_SHORT PROBLEM:_
Wherever a line in the data below holds "index", copy that line.

_PROVIDED DATA:_
---

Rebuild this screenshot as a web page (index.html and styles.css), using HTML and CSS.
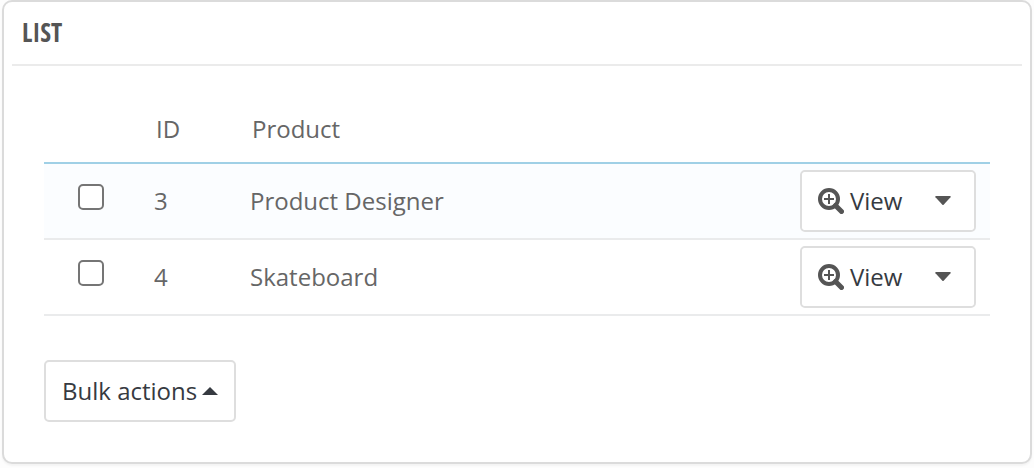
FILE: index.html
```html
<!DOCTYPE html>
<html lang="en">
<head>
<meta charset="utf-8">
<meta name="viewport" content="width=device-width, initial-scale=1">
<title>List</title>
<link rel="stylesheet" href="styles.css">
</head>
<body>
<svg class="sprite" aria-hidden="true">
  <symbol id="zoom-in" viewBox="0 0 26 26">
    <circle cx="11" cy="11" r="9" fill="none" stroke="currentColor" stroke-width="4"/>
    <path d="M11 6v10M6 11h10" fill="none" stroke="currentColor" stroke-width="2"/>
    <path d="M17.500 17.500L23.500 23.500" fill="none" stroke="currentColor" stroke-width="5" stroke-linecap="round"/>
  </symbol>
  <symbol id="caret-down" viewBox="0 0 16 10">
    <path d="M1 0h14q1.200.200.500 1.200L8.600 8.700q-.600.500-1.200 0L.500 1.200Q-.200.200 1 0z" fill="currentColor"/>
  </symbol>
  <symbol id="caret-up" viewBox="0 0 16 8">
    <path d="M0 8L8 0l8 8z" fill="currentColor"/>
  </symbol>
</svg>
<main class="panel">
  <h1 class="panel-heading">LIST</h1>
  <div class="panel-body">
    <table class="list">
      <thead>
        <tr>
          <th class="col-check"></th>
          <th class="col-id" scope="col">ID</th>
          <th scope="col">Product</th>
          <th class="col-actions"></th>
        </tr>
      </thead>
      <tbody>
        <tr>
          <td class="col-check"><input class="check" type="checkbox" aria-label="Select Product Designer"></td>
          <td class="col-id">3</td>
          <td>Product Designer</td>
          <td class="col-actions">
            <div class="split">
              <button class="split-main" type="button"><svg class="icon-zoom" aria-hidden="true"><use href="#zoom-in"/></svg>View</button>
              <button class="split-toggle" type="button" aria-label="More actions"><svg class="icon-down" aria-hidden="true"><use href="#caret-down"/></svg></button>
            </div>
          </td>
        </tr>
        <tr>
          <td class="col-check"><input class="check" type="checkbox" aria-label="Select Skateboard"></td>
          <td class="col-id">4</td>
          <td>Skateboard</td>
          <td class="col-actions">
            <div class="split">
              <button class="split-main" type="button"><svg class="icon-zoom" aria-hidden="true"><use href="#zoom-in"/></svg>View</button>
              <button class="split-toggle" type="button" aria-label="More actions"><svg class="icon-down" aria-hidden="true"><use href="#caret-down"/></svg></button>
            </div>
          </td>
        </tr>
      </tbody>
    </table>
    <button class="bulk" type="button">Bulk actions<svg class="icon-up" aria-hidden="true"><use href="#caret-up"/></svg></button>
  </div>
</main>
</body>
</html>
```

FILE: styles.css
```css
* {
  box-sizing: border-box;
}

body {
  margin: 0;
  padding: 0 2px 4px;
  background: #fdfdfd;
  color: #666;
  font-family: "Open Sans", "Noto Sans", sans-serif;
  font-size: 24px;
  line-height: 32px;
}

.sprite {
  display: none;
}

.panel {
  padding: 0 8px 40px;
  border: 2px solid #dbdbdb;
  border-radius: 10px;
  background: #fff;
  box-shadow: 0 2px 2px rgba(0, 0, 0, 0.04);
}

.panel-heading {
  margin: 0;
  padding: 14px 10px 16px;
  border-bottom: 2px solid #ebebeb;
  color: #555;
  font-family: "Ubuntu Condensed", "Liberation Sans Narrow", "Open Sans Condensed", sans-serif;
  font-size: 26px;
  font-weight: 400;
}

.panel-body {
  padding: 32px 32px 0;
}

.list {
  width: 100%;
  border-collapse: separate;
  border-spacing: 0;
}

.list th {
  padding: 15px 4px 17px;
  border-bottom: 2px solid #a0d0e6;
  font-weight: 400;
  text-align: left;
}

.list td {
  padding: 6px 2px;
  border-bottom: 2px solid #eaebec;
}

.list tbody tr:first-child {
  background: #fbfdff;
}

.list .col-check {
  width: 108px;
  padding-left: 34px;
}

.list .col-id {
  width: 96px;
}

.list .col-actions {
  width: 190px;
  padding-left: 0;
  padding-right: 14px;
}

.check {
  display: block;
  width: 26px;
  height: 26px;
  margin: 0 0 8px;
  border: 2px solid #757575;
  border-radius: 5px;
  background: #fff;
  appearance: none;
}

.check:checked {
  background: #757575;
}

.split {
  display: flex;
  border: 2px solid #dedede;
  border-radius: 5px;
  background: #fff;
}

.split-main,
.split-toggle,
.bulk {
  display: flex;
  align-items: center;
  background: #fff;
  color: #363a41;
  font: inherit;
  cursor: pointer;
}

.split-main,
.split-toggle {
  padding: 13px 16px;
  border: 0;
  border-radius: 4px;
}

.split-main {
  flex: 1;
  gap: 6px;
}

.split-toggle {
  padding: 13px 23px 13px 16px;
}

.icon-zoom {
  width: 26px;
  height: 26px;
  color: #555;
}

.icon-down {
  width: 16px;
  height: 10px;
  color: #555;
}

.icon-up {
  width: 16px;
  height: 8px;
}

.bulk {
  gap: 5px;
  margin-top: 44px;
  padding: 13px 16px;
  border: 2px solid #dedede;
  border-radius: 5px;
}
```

---

_RESPONSE TO THE EXERCISE:_
Rebuild this screenshot as a web page (index.html and styles.css), using HTML and CSS.
FILE: index.html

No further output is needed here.